Observarlos mientras conduzco despacio como los latidos de mi corazón, me trae a la memoria los versos de Cernuda con que he bautizado esta columna: “Donde el deseo no exista”, de su poema “Donde habita el olvido”. Y por similitud de ideas (que decía Freud) mi mente establece una extraña relación con otros textos como el del inicio de “Vida retirada”, de Fray Luis de León, que ya sabe, lector, dice así: “Qué descansada vida del que huye del mundanal ruido”. En Fray Luis la voz descansada significa más bien sereno y sabio. Las palabras se desgastan con los siglos. Estas mismas ideas se repiten en muchos otros escritores y pensadores (iniciáticamente en Buda) de los que citaré sólo dos más para no fatigarlo, lector. En Herman Hesse (quien observa “orientalistamente” –en el deseo– la raíz de todos nuestros males occidentales en la sociedad opulenta y consumista, la fuente de nuestros males humanos y su inclemente tortura. Y en una forma que asombra (porque el mega capitalismo neoliberal no había avanzado tanto) en “La piel de zapa” de Honorato de Balzac.

Asombran los análisis sociológicos de Balzac ¿quién más sociólogo que Balzac que pintó toda “La Comedia Humana”?, espejo de todos los mundos y de todos los hombres. Y por ello aborda sin ambages –y al más crudo desnudo– el deseo, el querer del dinero y del poder.

¿De dónde sino del deseo nacen los narcotraficantes, el crimen organizado, el Pacto de Corruptos y la incipiente guerrilla que brota siempre del mismo punto álgido en el que se confrontan las clases sociales?

En su “Comedia Humana” Balzac psicólogo, sociólogo, filósofo y quién sabe cuántas cosas más, analiza las pasiones y llega a la conclusión de que –la pasión más fuerte– es el deseo.
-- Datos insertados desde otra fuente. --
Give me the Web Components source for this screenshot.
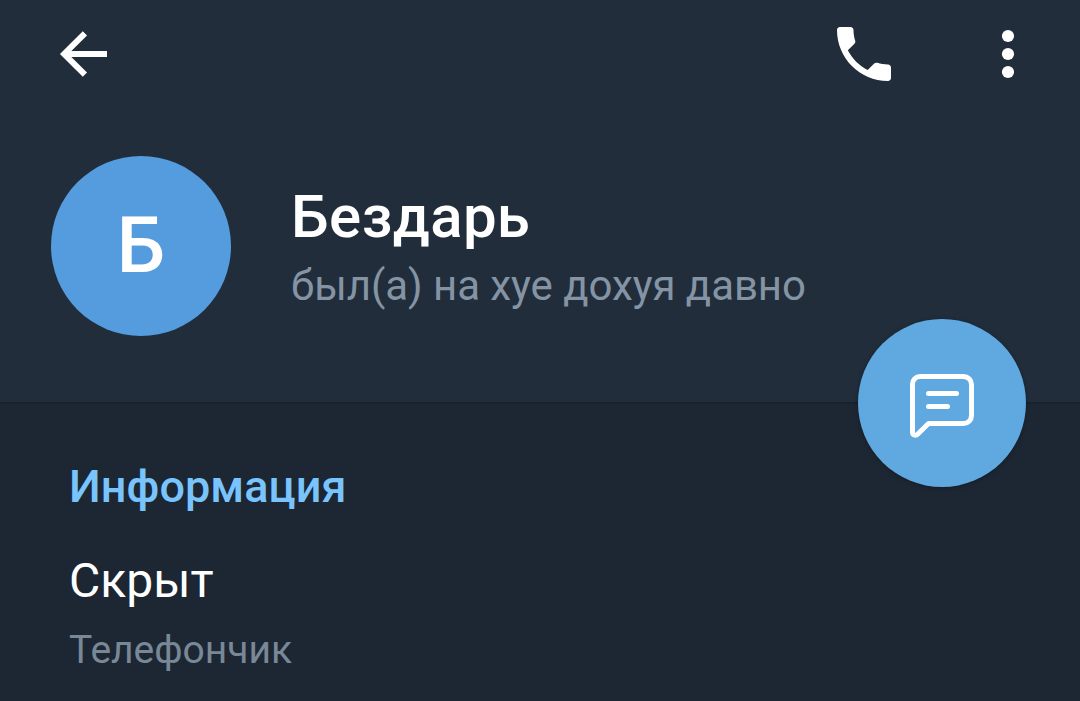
<!DOCTYPE html>
<html lang="ru">
<head>
<meta charset="utf-8">
<title>Профиль</title>
<style>
    body {
        margin: 0;
        background: #1d2733;
        font-family: Roboto, "Noto Sans", sans-serif;
    }
</style>
</head>
<body>
<profile-page>
    <profile-toolbar slot="header"></profile-toolbar>
    <profile-card slot="header" initial="Б">
        <span slot="name">Бездарь</span>
        <span slot="status">был(а) на хуе дохуя давно</span>
    </profile-card>
    <message-button slot="action"></message-button>
    <info-section>
        <span slot="title">Информация</span>
        <info-row>
            <span slot="value">Скрыт</span>
            <span slot="label">Телефончик</span>
        </info-row>
    </info-section>
</profile-page>

<script>
/**
 * profile-page
 * Header block on top, details below, floating action over the seam.
 */
class ProfilePage extends HTMLElement {
    constructor() {
        super();
        this.attachShadow({ mode: 'open' });
    }

    connectedCallback() {
        this.shadowRoot.innerHTML = `
            <style>
                :host {
                    display: block;
                    height: 701px;
                    overflow: hidden;
                    background: #1d2733;
                }
                header {
                    position: relative;
                    box-sizing: border-box;
                    height: 402px;
                    background: #212d3b;
                    box-shadow: 0 1px 2px rgba(0, 0, 0, 0.25);
                }
                .action {
                    position: absolute;
                    right: 54px;
                    bottom: -85px;
                }
            </style>
            <header>
                <slot name="header"></slot>
                <div class="action"><slot name="action"></slot></div>
            </header>
            <main><slot></slot></main>
        `;
    }
}

/**
 * profile-toolbar
 * Back, call and overflow menu buttons.
 */
class ProfileToolbar extends HTMLElement {
    constructor() {
        super();
        this.attachShadow({ mode: 'open' });
    }

    connectedCallback() {
        this.shadowRoot.innerHTML = `
            <style>
                :host {
                    display: flex;
                    align-items: center;
                    justify-content: space-between;
                    box-sizing: border-box;
                    height: 108px;
                    padding: 0 36px 0 48px;
                }
                .actions {
                    display: flex;
                    gap: 72px;
                }
                button {
                    display: block;
                    padding: 0;
                    border: none;
                    background: transparent;
                    color: #fff;
                    cursor: pointer;
                }
                svg {
                    display: block;
                    width: 72px;
                    height: 72px;
                }
            </style>
            <button aria-label="Назад">
                <svg viewBox="0 0 72 72" fill="none" stroke="currentColor" stroke-width="6">
                    <path d="M59 36H16M36.9 15.3L16.2 36l20.7 20.7"/>
                </svg>
            </button>
            <div class="actions">
                <button aria-label="Позвонить">
                    <svg viewBox="0 0 24 24" fill="currentColor">
                        <path d="M20 15.5c-1.25 0-2.45-.2-3.57-.57-.35-.11-.74-.03-1.02.24l-2.2 2.2c-2.83-1.44-5.15-3.75-6.59-6.59l2.2-2.21c.28-.26.36-.65.25-1C8.7 6.45 8.5 5.25 8.5 4c0-.55-.45-1-1-1H4c-.55 0-1 .45-1 1 0 9.39 7.61 17 17 17 .55 0 1-.45 1-1v-3.5c0-.55-.45-1-1-1z"/>
                    </svg>
                </button>
                <button aria-label="Меню">
                    <svg viewBox="0 0 72 72" fill="currentColor">
                        <circle cx="36" cy="18" r="6.1"/>
                        <circle cx="36" cy="36" r="6.1"/>
                        <circle cx="36" cy="54" r="6.1"/>
                    </svg>
                </button>
            </div>
        `;
    }
}

/**
 * profile-card
 * Round avatar with the initial, name and last seen status.
 */
class ProfileCard extends HTMLElement {
    constructor() {
        super();
        this.attachShadow({ mode: 'open' });
    }

    connectedCallback() {
        this.shadowRoot.innerHTML = `
            <style>
                :host {
                    display: flex;
                    gap: 60px;
                    padding: 48px 51px 0;
                }
                .avatar {
                    display: flex;
                    align-items: center;
                    justify-content: center;
                    flex: none;
                    width: 180px;
                    height: 180px;
                    border-radius: 50%;
                    background: #549cdd;
                    color: #fff;
                    font-size: 77px;
                    font-weight: 500;
                    line-height: 180px;
                }
                .text {
                    padding-top: 26px;
                    white-space: nowrap;
                }
                .name {
                    color: #fff;
                    font-size: 60px;
                    font-weight: 500;
                    letter-spacing: 0.4px;
                    line-height: 70px;
                }
                .status {
                    margin-top: 9px;
                    color: #8494a4;
                    font-size: 42px;
                    letter-spacing: -0.06px;
                    line-height: 50px;
                }
            </style>
            <div class="avatar">${this.getAttribute('initial')}</div>
            <div class="text">
                <div class="name"><slot name="name"></slot></div>
                <div class="status"><slot name="status"></slot></div>
            </div>
        `;
    }
}

class MessageButton extends HTMLElement {
    constructor() {
        super();
        this.attachShadow({ mode: 'open' });
    }

    connectedCallback() {
        this.shadowRoot.innerHTML = `
            <style>
                :host {
                    display: block;
                }
                button {
                    display: flex;
                    align-items: center;
                    justify-content: center;
                    width: 168px;
                    height: 168px;
                    padding: 0;
                    border: none;
                    border-radius: 50%;
                    background: #5fa8e0;
                    box-shadow: 0 1px 4px rgba(0, 0, 0, 0.3);
                    color: #fff;
                    cursor: pointer;
                }
                svg {
                    width: 72px;
                    height: 72px;
                }
            </style>
            <button aria-label="Написать">
                <svg viewBox="0 0 72 72" fill="none" stroke="currentColor" stroke-width="5" stroke-linecap="round" stroke-linejoin="round">
                    <path d="M14 9.5h43.5a8 8 0 0 1 8 8v31a8 8 0 0 1-8 8H22.5L11.6 67.2c-2 2-5.1.8-5.1-2V17a7.5 7.5 0 0 1 7.5-7.5z"/>
                    <path d="M22.5 26.5h28M22.5 39.5h19"/>
                </svg>
            </button>
        `;
    }
}

/**
 * info-section
 * Titled list of info rows.
 */
class InfoSection extends HTMLElement {
    constructor() {
        super();
        this.attachShadow({ mode: 'open' });
    }

    connectedCallback() {
        this.shadowRoot.innerHTML = `
            <style>
                :host {
                    display: block;
                    padding: 58px 69px 0;
                }
                .title {
                    margin-bottom: 39px;
                    color: #79c4fc;
                    font-size: 45px;
                    font-weight: 500;
                    letter-spacing: 0.06px;
                    line-height: 54px;
                }
            </style>
            <div class="title"><slot name="title"></slot></div>
            <slot></slot>
        `;
    }
}

/**
 * info-row
 * A value with its caption underneath.
 */
class InfoRow extends HTMLElement {
    constructor() {
        super();
        this.attachShadow({ mode: 'open' });
    }

    connectedCallback() {
        this.shadowRoot.innerHTML = `
            <style>
                :host {
                    display: flex;
                    flex-direction: column;
                    gap: 18px;
                }
                .value {
                    color: #fff;
                    font-size: 48px;
                    line-height: 56px;
                }
                .label {
                    color: #798897;
                    font-size: 39px;
                    line-height: 46px;
                }
            </style>
            <div class="value"><slot name="value"></slot></div>
            <div class="label"><slot name="label"></slot></div>
        `;
    }
}

customElements.define('profile-page', ProfilePage);
customElements.define('profile-toolbar', ProfileToolbar);
customElements.define('profile-card', ProfileCard);
customElements.define('message-button', MessageButton);
customElements.define('info-section', InfoSection);
customElements.define('info-row', InfoRow);
</script>
</body>
</html>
El deseo de ser rico, el deseo de ser el único hombre de una mujer (o si no la extermina: Otelo) el deseo de ser el más poderoso o el deseo de ser el más adinerado de la alta burguesía de su tiempo.

Hay terratenientes de posesiones latifundistas que 50 años después de su muerte nadie recordará ¡ni Dios!, pero hay también renunciantes al deseo, como Francisco de Asís que dimitió del anhelo (Buda en Asís) y encontró la felicidad “donde habita el olvido”. Y que todos recordaremos siempre, en cambio, como a Buda.